Correcting the mistake I mentioned in the comments we have $$\lim_{x\to\infty} \frac{5x+2}{\sqrt{3x^2+8x+6} + \sqrt{3x^2+3x+4}}$$ $$=\lim_{x\to\infty} \frac{5x+2}{x\left(\sqrt{3+8/x+6/x^2} + \sqrt{3+3/x+4/x^2}\right)}$$ $$=\lim_{x\to\infty} \frac{5+2/x}{\sqrt{3+8/x+6/x^2} + \sqrt{3+3/x+4/x^2}}$$ $$=\frac{5}{2\sqrt{3}}$$

Answer 2

you have $$\lim_{x\rightarrow\infty}\sqrt{ax^{2}+bx + c} - \sqrt{px^{2}+qx+r}$$ first burn the radicals via $$\lim_{x\rightarrow\infty}\frac{(\sqrt{ax^{2}+bx + c} - \sqrt{px^{2}+qx+r})(\sqrt{ax^{2}+bx + c} + \sqrt{px^{2}+qx+r})}{(\sqrt{ax^{2}+bx + c} + \sqrt{px^{2}+qx+r})}$$ to get $$\lim_{x\rightarrow\infty}\frac{ax^{2}+bx+c-px^{2}-qx-r}{(\sqrt{ax^{2}+bx + c} + \sqrt{px^{2}+qx+r})}$$ now, notice that if $a \neq p$ then this expression tends towards $\infty$ ($a > p$) or $-\infty$ ($a < p$) since the numerator is on the order of $x^{2}$ while the denominator is on the order of $x$.

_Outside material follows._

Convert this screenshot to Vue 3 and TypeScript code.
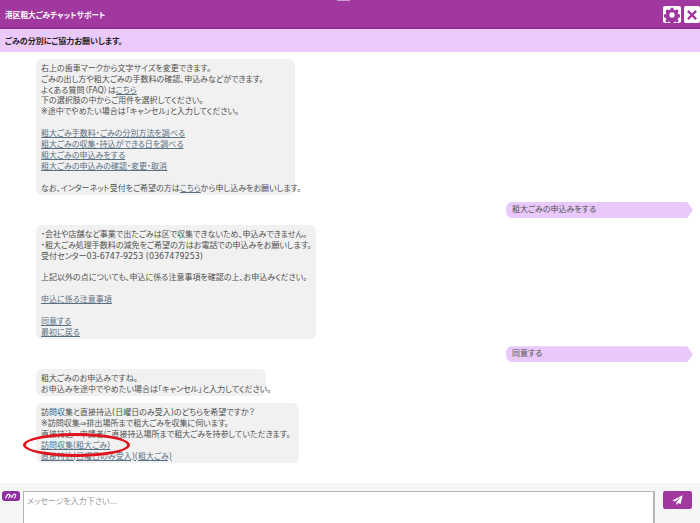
<script setup lang="ts">
interface Part { t: string; link?: boolean }
const b1: Part[][] = [
  [{ t: '右上の歯車マークから文字サイズを変更できます。' }],
  [{ t: 'ごみの出し方や粗大ごみの手数料の確認、申込みなどができます。' }],
  [{ t: 'よくある質問（FAQ）は' }, { t: 'こちら', link: true }],
  [{ t: '下の選択肢の中からご用件を選択してください。' }],
  [{ t: '※途中でやめたい場合は「キャンセル」と入力してください。' }],
  [],
  [{ t: '粗大ごみ手数料・ごみの分別方法を調べる', link: true }],
  [{ t: '粗大ごみの収集・持込ができる日を調べる', link: true }],
  [{ t: '粗大ごみの申込みをする', link: true }],
  [{ t: '粗大ごみの申込みの確認・変更・取消', link: true }],
  [],
  [{ t: 'なお、インターネット受付をご希望の方は' }, { t: 'こちら', link: true }, { t: 'から申し込みをお願いします。' }],
]
const b2: Part[][] = [
  [{ t: '・会社や店舗など事業で出たごみは区で収集できないため、申込みできません。' }],
  [{ t: '・粗大ごみ処理手数料の減免をご希望の方はお電話での申込みをお願いします。' }],
  [{ t: '受付センター03-6747-9253 (0367479253)' }],
  [],
  [{ t: '上記以外の点についても、申込に係る注意事項を確認の上、お申込みください。' }],
  [],
  [{ t: '申込に係る注意事項', link: true }],
  [],
  [{ t: '同意する', link: true }],
  [{ t: '最初に戻る', link: true }],
]
const b3: Part[][] = [
  [{ t: '粗大ごみのお申込みですね。' }],
  [{ t: 'お申込みを途中でやめたい場合は「キャンセル」と入力してください。' }],
]
const b4: Part[][] = [
  [{ t: '訪問収集と直接持込(日曜日のみ受入)のどちらを希望ですか？' }],
  [{ t: '※訪問収集⇒排出場所まで粗大ごみを収集に伺います。' }],
  [{ t: '直接持込⇒申請者に直接持込場所まで粗大ごみを持参していただきます。' }],
  [{ t: '訪問収集(粗大ごみ)', link: true }],
  [{ t: '直接持込(日曜日のみ受入)(粗大ごみ)', link: true }],
]
type Msg = { side: 'bot'; lines: Part[][]; width: number; mark?: boolean } | { side: 'me'; text: string }
const messages: Msg[] = [
  { side: 'bot', lines: b1, width: 259 },
  { side: 'me', text: '粗大ごみの申込みをする' },
  { side: 'bot', lines: b2, width: 280 },
  { side: 'me', text: '同意する' },
  { side: 'bot', lines: b3, width: 230 },
  { side: 'bot', lines: b4, width: 263, mark: true },
]
</script>

<template>
  <div class="app">
    <header class="top">
      <span class="notch"></span>
      <h1 class="title">港区粗大ごみチャットサポート</h1>
      <div class="tools">
        <button class="tool gear" aria-label="設定">
          <svg viewBox="0 0 24 24" width="16" height="16">
            <path fill="#9f369f" fill-rule="evenodd" d="M10 1h4l.6 3 2.2.9 2.6-1.7 2.8 2.8-1.7 2.6.9 2.2 3 .6v4l-3 .6-.9 2.2 1.7 2.6-2.8 2.8-2.6-1.7-2.2.9-.6 3h-4l-.6-3-2.2-.9-2.6 1.7-2.8-2.8 1.7-2.6-.9-2.2-3-.6v-4l3-.6.9-2.2L2.2 5.9 5 3.2l2.6 1.7L9.4 4zM12 8a4 4 0 1 0 0 8 4 4 0 0 0 0-8z"/>
          </svg>
        </button>
        <button class="tool close" aria-label="閉じる">
          <svg viewBox="0 0 16 16" width="12" height="12">
            <path d="M2.5 2.5l11 11M13.5 2.5l-11 11" stroke="#9f369f" stroke-width="3" fill="none"/>
          </svg>
        </button>
      </div>
    </header>
    <div class="notice">ごみの分別にご協力お願いします。</div>

    <main class="log">
      <template v-for="(m, i) in messages" :key="i">
        <div v-if="m.side === 'bot'" class="bubble" :style="{ width: m.width + 'px' }">
          <div v-for="(line, j) in m.lines" :key="j" class="line">
            <template v-for="(p, k) in line" :key="k">
              <a v-if="p.link" class="link">{{ p.t }}</a>
              <span v-else>{{ p.t }}</span>
            </template>
          </div>
          <span v-if="m.mark" class="ring"></span>
        </div>
        <div v-else class="mine">{{ m.text }}</div>
      </template>
    </main>

    <footer class="composer">
      <svg class="logo" viewBox="0 0 18 10" width="18" height="10">
        <rect width="18" height="10" rx="3" fill="#8e2f9e"/>
        <path d="M3.5 7.5Q5.5 2 7.5 3.5Q8.5 4.5 6.5 7.5M9.5 7Q11.5 2 13.5 3.5Q14.5 4.5 12 7.5M8 5h2" stroke="#fff" stroke-width="1.1" fill="none"/>
      </svg>
      <div class="input">メッセージを入力下さい...</div>
      <button class="send" aria-label="送信">
        <svg viewBox="0 0 16 16" width="11" height="11">
          <path fill="#fff" d="M15.5.5L.5 8l4 1.6L13 3 6.5 10.6V15l2.6-3.3 3.4 1.4z"/>
        </svg>
      </button>
    </footer>
  </div>
</template>

<style scoped>
.app {
  width: 700px;
  height: 523px;
  display: flex;
  flex-direction: column;
  overflow: hidden;
  background: #fff;
  font-family: "DejaVu Sans", "Noto Sans CJK JP", sans-serif;
  font-size: 8px;
  font-feature-settings: "palt";
  color: #505050;
}
.top {
  position: relative;
  height: 29px;
  box-sizing: border-box;
  flex: none;
  display: flex;
  align-items: center;
  justify-content: space-between;
  padding: 2px 0 0 5px;
  background: #a0389f;
  border-bottom: 2px solid #8f2f90;
}
.notch {
  position: absolute;
  top: 0;
  left: 337px;
  width: 13px;
  height: 1px;
  background: #c99bc8;
}
.title {
  margin: 0;
  font-size: 7.7px;
  font-weight: 700;
  color: #fff;
}
.tools {
  display: flex;
  gap: 3px;
}
.tool {
  height: 17px;
  padding: 0;
  border: 0;
  border-radius: 2px;
  background: #fff;
  display: flex;
  align-items: center;
  justify-content: center;
}
.gear {
  width: 18px;
}
.close {
  width: 16px;
}
.notice {
  height: 23px;
  flex: none;
  box-sizing: border-box;
  padding: 0 5px;
  display: flex;
  align-items: center;
  background: #ecc9fb;
  color: #222;
  font-size: 8px;
  font-weight: 700;
}
.log {
  flex: 1;
  min-height: 0;
  display: flex;
  flex-direction: column;
  align-items: flex-start;
  gap: 7px;
  padding: 7px 7px 0 36px;
}
.bubble {
  position: relative;
  box-sizing: border-box;
  padding: 4.7px 5px 0.5px;
  background: #f1f1f1;
  border-radius: 6px;
}
.line {
  min-height: 10.9px;
  line-height: 10.9px;
  white-space: nowrap;
}
.link {
  color: #5a7083;
  text-decoration: underline;
}
.ring {
  position: absolute;
  left: -13px;
  top: 30px;
  width: 107px;
  height: 24px;
  box-sizing: border-box;
  border: 3px solid #e0141e;
  border-radius: 50%;
}
.mine {
  align-self: flex-end;
  box-sizing: border-box;
  width: 187px;
  height: 16px;
  line-height: 16px;
  padding-left: 6px;
  background: #e9c9fb;
  border-radius: 6px 0 0 6px;
  clip-path: polygon(0 0, 97% 0, 100% 50%, 97% 100%, 0 100%);
}
.composer {
  height: 40px;
  flex: none;
  display: flex;
  align-items: flex-start;
  box-sizing: border-box;
  padding: 8px 8px 0 2px;
  background: #f6f6f6;
}
.logo {
  flex: none;
  margin-right: 3px;
}
.input {
  flex: 1;
  height: 40px;
  box-sizing: border-box;
  padding: 4px 3px;
  background: #fff;
  border: 1px solid #b5b5b5;
  border-width: 1px 2px 0 1px;
  color: #999;
  line-height: 11px;
}
.send {
  flex: none;
  width: 29px;
  height: 18px;
  margin-left: 8px;
  padding: 0;
  border: 0;
  border-radius: 2px;
  background: #a0389f;
  display: flex;
  align-items: center;
  justify-content: center;
}
</style>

If $a = p$ then we have $$\lim_{x\rightarrow\infty}\frac{(b-q)x+c-r}{(\sqrt{ax^{2}+bx + c} + \sqrt{px^{2}+qx+r})}$$

From here there is the usual method of factoring out the greatest power of $x$ to obtain

$$\lim_{x\rightarrow\infty}\frac{(b-q)+\frac{c-r}{x}}{(\sqrt{a+\frac{b}{x} + \frac{c}{x^{2}}} + \sqrt{p+\frac{q}{x}+\frac{r}{x^{2}}})}$$

which yields $$\frac{b-q}{2\sqrt{a}}$$ since $a = p$.

In your case, $a = p = 3$, $b = 8$, $q = 3$ and so you have that the limit is $$\frac{5}{2\sqrt{3}} = \frac{5\sqrt{3}}{6}$$

Answer 3

Just to show you another way to do it $$A= \sqrt{( 3x^2 + 8x + 6)}-\sqrt{( 3x^2+3x+4)}=x \sqrt 3\left(\sqrt{1+\frac 8{3x}+\frac 2{x^2}}-\sqrt{1+\frac 1{x}+\frac 4{3x^2}} \right)$$ Now, use Taylor which, for small $y$, is $$\sqrt{1+y}=1+\frac{y}{2}-\frac{y^2}{8}+O\left(y^3\right)$$ In the first radical, replace $y$ by $(\frac 8{3x}+\frac 2{x^2})$ and in the second radical, replace $y$ by $(\frac 1{x}+\frac 4{3x^2})$.

Limiting to $O\left(\frac{1}{x^3}\right)$, you will then have $$A=x \sqrt 3\left( 1+\frac{4}{3 x}+\frac{1}{9 x^2}-\frac{4}{27 x^3}+O\left(\frac{1}{x^3}\right)-1-\frac{1}{2 x}-\frac{13}{24 x^2}+O\left(\frac{1}{x^3}\right)\right)$$ $$A=\frac{5}{2 \sqrt{3}}-\frac{31}{24 \sqrt{3} x}+O\left(\frac{1}{x^2}\right)$$ which not only shows the limit but also how it is approached.